Acuña has not only put together one of the most thrilling, powerful streaks in baseball history, he has done so while playing with a contagious energy and love for baseball that he says he’s always had. He’s not afraid to express affection for his teammates, or to bounce around in the dugout in celebration. Acuña is everything baseball should be in 2018, and all eyes were on him as he stepped to the plate on Wednesday in Miami, wondering if the incredible show we’ve been treated to could possibly keep on going.
Instead, we saw him get injured. With his first pitch, Marlins pitcher José Ureña drilled him in the elbow with a fastball—97.5 mph, among the fastest he’s thrown all season, obviously thrown with the intent to injure. Instead of a celebration, we got a brawl. And instead of waiting to see if Acuña’s historic hot streak will continue, we wait on X-rays and CT scans that will tell us how long Acuña will be away from the game to which he’s brought so much over just a few months.
This didn’t have to happen. Baseball injuries are often cruel in the sense that they are random, meaningless, striking almost as acts of God. This injury was cruel in that it was a deliberately inflicted cruelty, a targeted act of harm against Acuña. And for what? For tossing his bat on a home run crushed to center field? For appearing too ready to celebrate his literally once-in-a-lifetime achievement? Or was it simply the fact that he’s good, and his team is winning, that warranted punishment?
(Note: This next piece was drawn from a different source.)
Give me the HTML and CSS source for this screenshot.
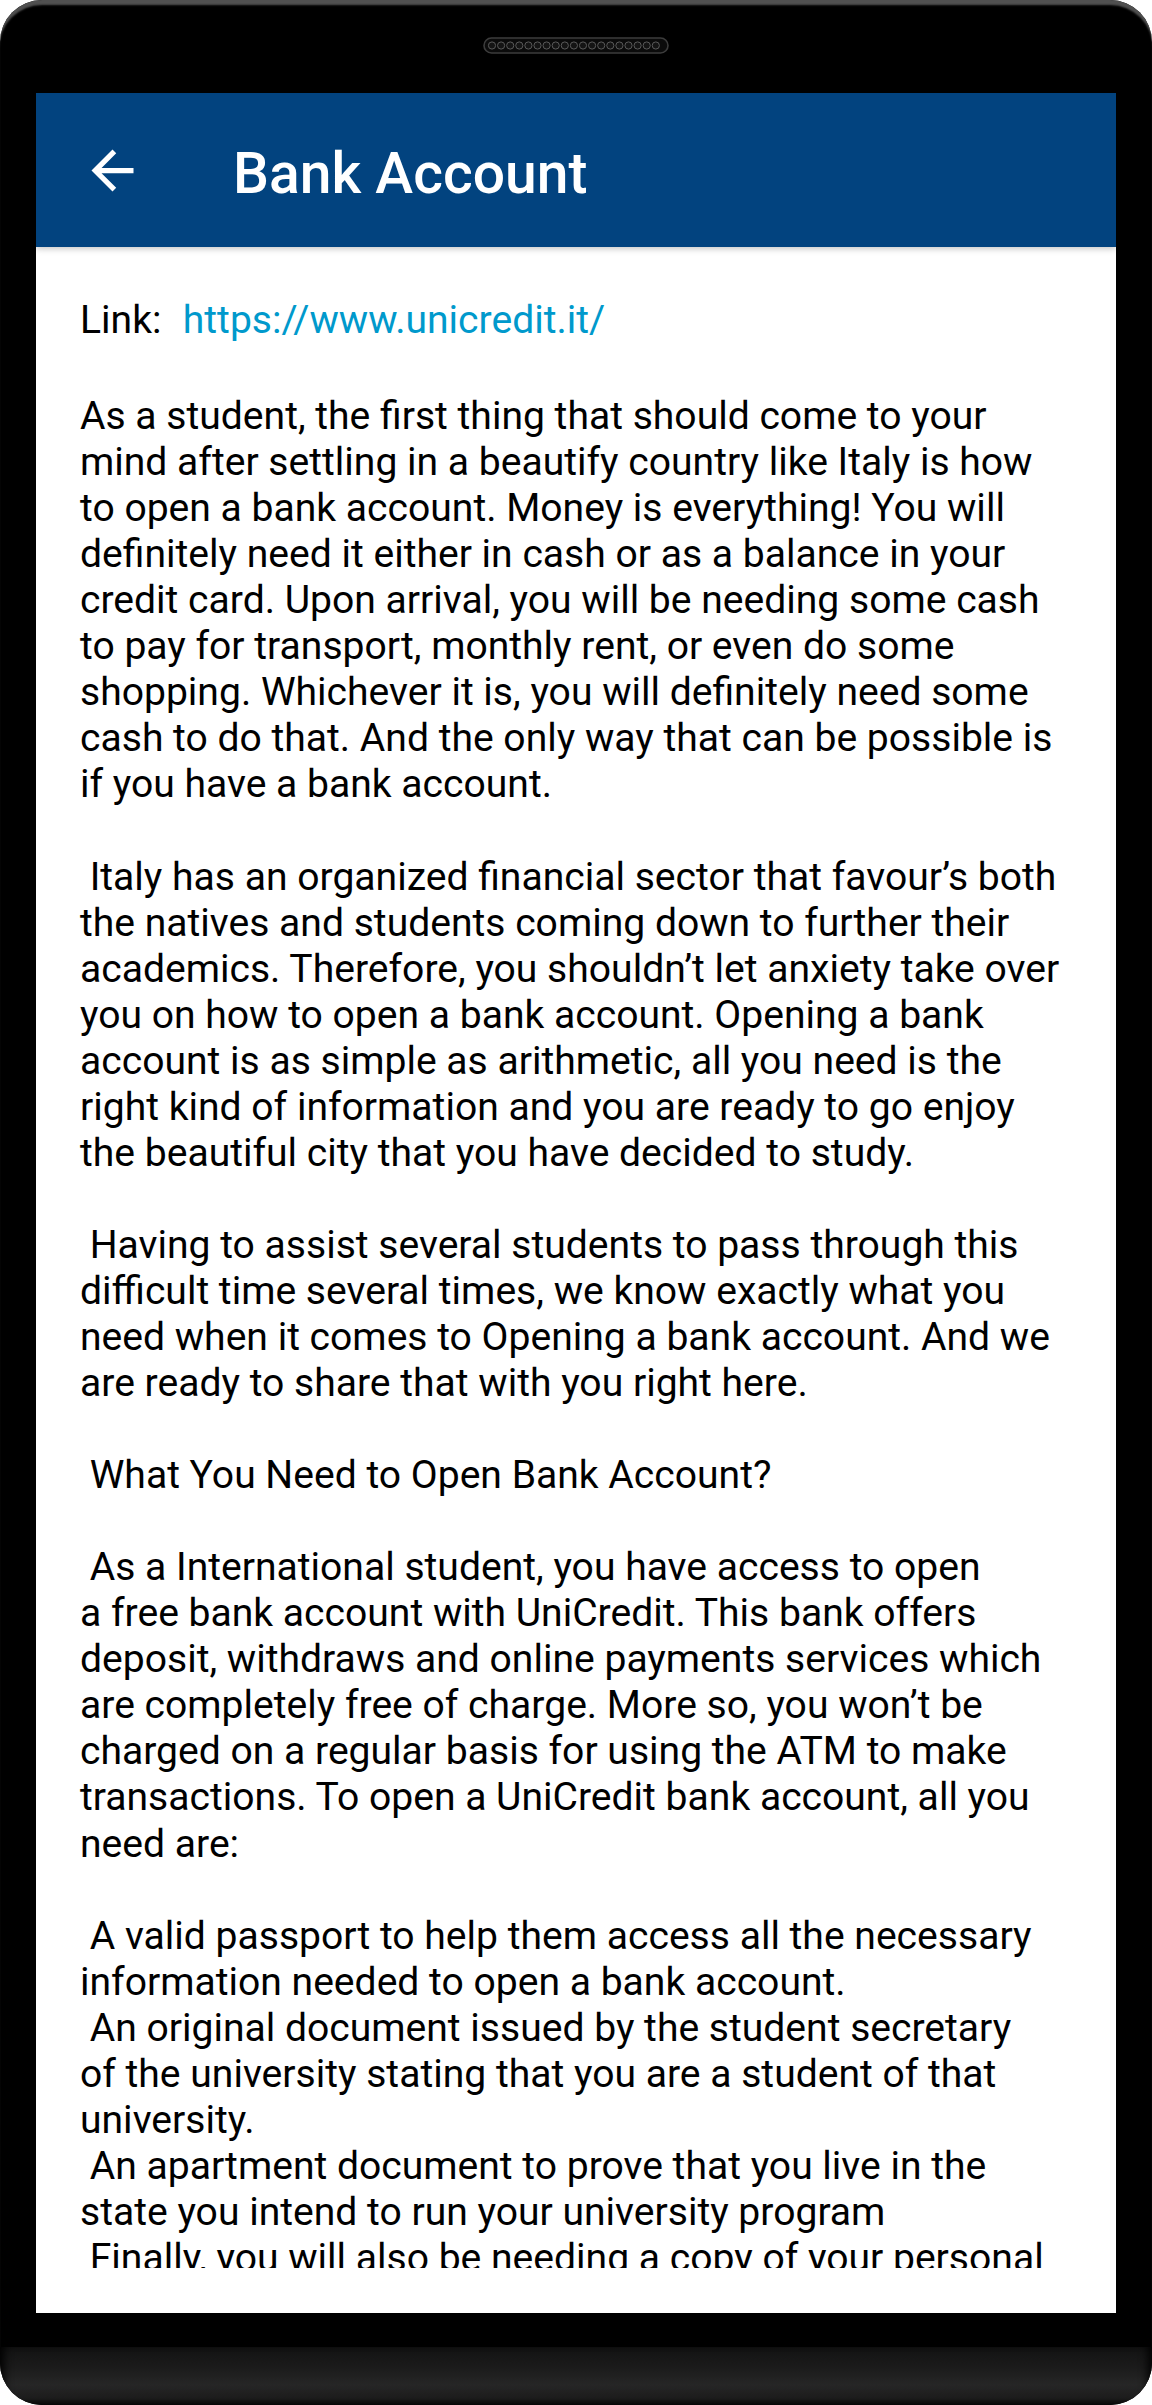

Some commentators have tried to find justification for the act of throwing at batters intentionally, speculating that Acuña might have somehow warranted getting a projectile hurled at him at lethal speed. This talking point, phrased in terms of respect for the game and its traditions, is pushed every time a player is needlessly injured through retaliatory hit-by-pitches or in a brawl, and it has never once been convincing. It takes a truly brain-rotten lack of perspective to think that anyone deserves to be put at risk of a grievous physical injury—a grievous physical injury, in the case of baseball players, that could permanently jeopardize their livelihood—for the crime of being a little too happy about how great they are at sports.
When I watch baseball, I don’t want to see injuries, and I don’t want to see brawls, and I don’t want to see dudes being irrationally angry at each other for dumbass reasons. I want to see the game I love being played by the best athletes in the world. Any practices that endanger the people playing the game, no matter how long they may have existed in the sport, shouldn’t be tolerated, much less encouraged. It’s unfathomable to think that there are people who love the game of baseball, who care about its growth and development, and yet would rather see one of its most exciting young players mowed down than allow a single dangerous tradition to be relegated to the pages of history.
If there is anything positive to be found in this situation, though, it’s that people who hold these opinions seem to be growing ever more in the minority. The particular circumstances of Acuña’s injury—the obvious intent behind it, the lack of any real provocation, and the historic context of Acuña’s streak—have made it stand out in a way that might make it a tipping point for baseball’s response to headhunting. While there have been people trying to make justifications, the response both within the sport and outside it has largely been one of condemnation. There have been calls for stiffer suspensions for pitchers who throw at batters intentionally. All this is evidence of a change in baseball’s culture: a change that has come gradually, and with a great deal of resistance, but is happening nonetheless.
It’s sad, though, that the change has happened too gradually to prevent this from happening to Acuña. He didn’t deserve to have his achievement taken away from him, even if only for a day. His home run streak remains active at five. Let’s hope he can get back to it soon.